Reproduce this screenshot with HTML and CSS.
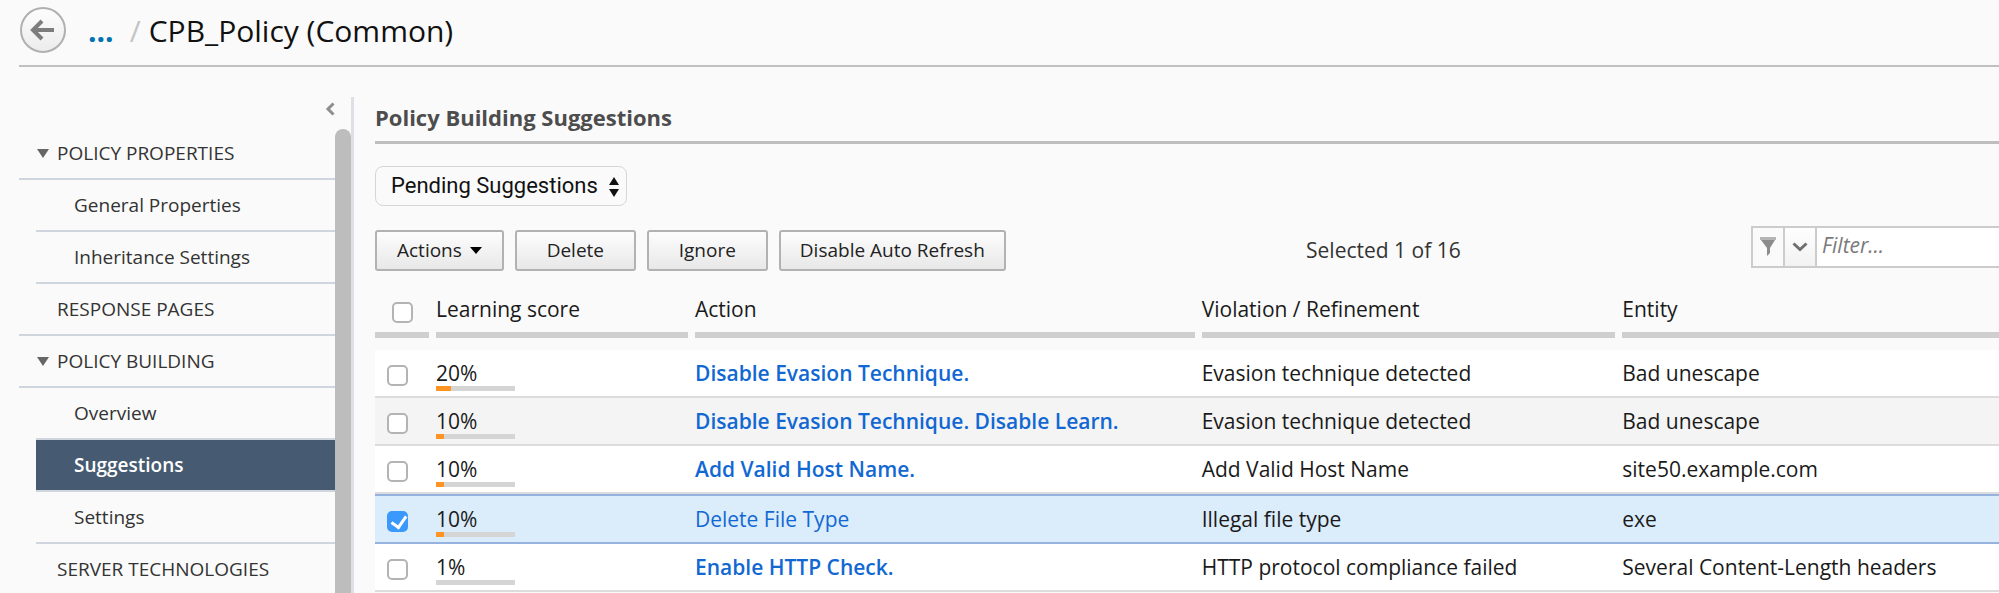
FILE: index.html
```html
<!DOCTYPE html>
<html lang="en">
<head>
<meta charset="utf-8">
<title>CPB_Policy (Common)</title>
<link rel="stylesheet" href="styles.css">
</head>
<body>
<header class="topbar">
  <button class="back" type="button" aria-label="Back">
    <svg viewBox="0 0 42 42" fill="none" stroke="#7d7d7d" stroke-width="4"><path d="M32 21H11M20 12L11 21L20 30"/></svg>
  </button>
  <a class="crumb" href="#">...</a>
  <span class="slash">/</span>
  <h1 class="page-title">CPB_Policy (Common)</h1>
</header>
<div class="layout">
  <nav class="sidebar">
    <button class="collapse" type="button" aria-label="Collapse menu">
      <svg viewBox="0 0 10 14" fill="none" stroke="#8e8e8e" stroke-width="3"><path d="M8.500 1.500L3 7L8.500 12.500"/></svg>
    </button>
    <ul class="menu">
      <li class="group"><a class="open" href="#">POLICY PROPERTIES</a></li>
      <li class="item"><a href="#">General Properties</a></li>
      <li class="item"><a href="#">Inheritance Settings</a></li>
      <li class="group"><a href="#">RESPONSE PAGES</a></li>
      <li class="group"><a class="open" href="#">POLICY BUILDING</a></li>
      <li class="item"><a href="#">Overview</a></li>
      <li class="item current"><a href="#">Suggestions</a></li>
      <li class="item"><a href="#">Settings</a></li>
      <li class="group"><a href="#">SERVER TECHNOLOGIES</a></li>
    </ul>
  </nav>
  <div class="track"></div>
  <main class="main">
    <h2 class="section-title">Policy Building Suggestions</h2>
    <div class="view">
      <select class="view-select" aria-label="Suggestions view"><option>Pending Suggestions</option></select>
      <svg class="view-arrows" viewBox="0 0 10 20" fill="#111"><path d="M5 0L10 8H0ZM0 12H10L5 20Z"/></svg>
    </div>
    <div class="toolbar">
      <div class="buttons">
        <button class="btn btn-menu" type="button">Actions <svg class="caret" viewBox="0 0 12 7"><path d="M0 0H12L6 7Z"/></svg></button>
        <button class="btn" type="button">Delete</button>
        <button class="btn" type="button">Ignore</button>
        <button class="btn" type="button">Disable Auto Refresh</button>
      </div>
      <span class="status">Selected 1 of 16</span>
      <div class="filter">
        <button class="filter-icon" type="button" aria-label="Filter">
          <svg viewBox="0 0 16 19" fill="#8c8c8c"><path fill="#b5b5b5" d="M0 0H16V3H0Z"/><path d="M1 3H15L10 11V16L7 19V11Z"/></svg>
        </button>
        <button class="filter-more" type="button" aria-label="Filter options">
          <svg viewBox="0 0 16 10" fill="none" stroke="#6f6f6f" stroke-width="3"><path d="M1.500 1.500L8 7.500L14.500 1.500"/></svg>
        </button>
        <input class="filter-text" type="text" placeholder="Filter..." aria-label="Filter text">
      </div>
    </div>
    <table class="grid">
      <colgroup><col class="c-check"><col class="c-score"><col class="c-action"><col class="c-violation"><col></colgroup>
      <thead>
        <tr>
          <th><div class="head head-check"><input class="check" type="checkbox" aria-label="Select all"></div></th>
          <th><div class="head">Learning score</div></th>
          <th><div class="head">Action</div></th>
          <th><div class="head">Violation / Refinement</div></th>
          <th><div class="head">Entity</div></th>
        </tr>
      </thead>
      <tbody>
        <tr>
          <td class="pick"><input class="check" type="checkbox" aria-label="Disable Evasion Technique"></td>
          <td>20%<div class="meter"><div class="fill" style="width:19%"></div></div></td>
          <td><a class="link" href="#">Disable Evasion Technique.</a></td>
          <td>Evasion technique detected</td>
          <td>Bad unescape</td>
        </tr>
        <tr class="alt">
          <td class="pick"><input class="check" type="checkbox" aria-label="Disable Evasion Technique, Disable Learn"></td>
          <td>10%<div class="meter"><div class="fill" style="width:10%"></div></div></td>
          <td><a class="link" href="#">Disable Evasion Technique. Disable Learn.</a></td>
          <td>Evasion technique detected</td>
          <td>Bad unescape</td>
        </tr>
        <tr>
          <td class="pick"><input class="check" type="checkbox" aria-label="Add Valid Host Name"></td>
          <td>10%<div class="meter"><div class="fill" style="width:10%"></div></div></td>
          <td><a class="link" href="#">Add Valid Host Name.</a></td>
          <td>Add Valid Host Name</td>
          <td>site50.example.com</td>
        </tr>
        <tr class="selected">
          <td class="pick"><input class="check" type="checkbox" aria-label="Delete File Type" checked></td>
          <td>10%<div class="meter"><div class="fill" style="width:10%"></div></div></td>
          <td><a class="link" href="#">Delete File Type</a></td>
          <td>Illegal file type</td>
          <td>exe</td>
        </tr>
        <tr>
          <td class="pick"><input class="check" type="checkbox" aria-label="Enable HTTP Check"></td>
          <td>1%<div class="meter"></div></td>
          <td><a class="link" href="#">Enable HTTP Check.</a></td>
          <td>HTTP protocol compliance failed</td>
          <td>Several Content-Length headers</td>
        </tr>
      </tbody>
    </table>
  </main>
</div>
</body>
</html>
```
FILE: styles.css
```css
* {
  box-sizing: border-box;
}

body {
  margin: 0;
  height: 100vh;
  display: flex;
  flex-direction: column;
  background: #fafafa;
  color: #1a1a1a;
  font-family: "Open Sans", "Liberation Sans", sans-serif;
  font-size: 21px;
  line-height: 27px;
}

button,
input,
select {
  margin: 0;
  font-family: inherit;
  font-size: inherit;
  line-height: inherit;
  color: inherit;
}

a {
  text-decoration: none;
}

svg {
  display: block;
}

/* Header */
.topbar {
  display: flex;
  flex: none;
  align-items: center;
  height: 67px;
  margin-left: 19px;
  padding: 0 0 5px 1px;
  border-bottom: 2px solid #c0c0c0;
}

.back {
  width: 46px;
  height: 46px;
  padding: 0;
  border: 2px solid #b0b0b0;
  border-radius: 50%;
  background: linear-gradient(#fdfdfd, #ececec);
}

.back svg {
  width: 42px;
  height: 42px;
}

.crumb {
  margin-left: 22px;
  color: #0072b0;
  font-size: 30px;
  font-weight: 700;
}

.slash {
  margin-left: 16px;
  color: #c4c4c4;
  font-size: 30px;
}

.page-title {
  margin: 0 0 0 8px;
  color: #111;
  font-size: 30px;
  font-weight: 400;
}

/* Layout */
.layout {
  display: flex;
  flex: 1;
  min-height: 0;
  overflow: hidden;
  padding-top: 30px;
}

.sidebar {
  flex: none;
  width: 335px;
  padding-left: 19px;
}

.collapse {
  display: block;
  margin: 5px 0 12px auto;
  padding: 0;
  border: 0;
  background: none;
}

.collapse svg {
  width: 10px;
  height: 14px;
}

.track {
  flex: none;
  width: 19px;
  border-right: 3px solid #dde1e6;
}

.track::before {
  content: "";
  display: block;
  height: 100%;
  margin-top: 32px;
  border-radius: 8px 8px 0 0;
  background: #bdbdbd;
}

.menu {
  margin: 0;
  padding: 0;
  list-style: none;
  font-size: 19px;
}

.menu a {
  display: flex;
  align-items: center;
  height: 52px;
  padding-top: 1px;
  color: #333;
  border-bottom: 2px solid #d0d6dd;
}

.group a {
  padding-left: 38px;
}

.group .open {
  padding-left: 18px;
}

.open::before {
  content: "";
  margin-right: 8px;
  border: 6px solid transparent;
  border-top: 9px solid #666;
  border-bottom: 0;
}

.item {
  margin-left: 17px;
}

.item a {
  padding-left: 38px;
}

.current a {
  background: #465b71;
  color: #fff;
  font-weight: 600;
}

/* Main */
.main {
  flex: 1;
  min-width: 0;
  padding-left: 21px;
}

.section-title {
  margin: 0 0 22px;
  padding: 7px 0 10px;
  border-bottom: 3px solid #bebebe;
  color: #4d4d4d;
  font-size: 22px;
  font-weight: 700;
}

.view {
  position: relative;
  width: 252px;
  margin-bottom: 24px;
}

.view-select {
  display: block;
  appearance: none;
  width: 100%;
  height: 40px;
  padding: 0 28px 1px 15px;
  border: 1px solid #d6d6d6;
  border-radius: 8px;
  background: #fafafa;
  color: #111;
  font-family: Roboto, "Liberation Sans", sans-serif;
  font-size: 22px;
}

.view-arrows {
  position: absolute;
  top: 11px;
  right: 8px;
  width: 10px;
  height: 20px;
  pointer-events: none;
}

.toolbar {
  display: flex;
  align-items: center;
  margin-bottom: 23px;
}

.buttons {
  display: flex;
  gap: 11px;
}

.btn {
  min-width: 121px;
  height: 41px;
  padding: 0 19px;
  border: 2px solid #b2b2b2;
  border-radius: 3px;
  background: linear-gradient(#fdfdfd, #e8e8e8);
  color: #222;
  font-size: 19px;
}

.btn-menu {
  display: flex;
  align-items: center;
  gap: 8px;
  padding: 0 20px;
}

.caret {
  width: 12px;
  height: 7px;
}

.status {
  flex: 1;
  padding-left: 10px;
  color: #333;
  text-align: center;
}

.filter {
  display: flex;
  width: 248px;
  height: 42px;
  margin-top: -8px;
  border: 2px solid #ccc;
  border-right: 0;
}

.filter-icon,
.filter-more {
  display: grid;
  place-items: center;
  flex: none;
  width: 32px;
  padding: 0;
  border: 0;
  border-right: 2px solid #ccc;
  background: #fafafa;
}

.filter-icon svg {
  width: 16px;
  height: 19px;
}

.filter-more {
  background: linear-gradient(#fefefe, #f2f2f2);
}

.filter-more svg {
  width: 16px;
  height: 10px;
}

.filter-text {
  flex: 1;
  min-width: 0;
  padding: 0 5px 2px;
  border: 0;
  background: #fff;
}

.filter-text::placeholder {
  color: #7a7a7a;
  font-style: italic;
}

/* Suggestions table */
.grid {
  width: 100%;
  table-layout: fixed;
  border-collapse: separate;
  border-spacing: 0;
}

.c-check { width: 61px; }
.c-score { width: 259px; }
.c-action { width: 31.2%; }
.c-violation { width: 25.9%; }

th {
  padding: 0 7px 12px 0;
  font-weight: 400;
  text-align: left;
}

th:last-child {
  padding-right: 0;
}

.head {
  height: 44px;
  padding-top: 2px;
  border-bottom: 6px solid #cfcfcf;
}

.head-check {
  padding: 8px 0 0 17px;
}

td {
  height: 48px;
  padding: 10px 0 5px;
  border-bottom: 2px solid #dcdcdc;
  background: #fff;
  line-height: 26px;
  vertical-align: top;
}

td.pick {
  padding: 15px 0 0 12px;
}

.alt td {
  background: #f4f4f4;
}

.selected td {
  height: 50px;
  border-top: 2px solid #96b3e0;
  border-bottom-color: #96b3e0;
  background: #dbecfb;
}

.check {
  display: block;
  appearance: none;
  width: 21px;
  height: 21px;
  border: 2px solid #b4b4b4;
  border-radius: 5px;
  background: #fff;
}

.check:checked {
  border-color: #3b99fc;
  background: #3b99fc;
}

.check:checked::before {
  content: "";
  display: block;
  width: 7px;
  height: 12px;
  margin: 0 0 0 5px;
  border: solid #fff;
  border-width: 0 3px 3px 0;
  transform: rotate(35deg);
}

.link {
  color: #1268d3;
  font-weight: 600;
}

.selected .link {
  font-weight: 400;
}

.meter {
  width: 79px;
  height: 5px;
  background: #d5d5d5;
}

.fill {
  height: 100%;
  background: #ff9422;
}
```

...

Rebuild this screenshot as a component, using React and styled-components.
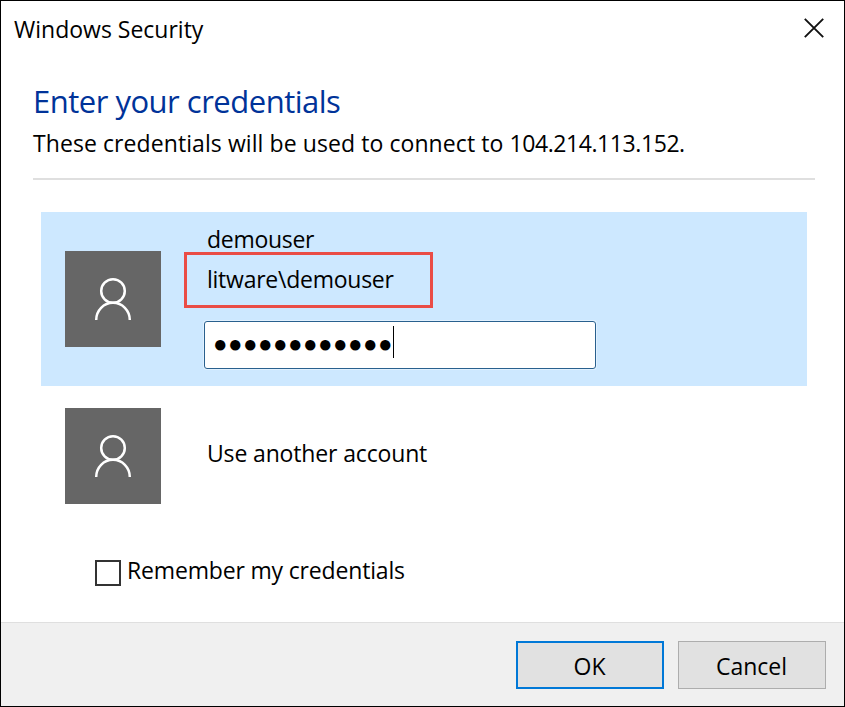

** Goal **
List every line in the records above that contains the word "screenshot".

** Expected answer **
Reproduce this screenshot with HTML and CSS.
Rebuild this screenshot as a component, using React and styled-components.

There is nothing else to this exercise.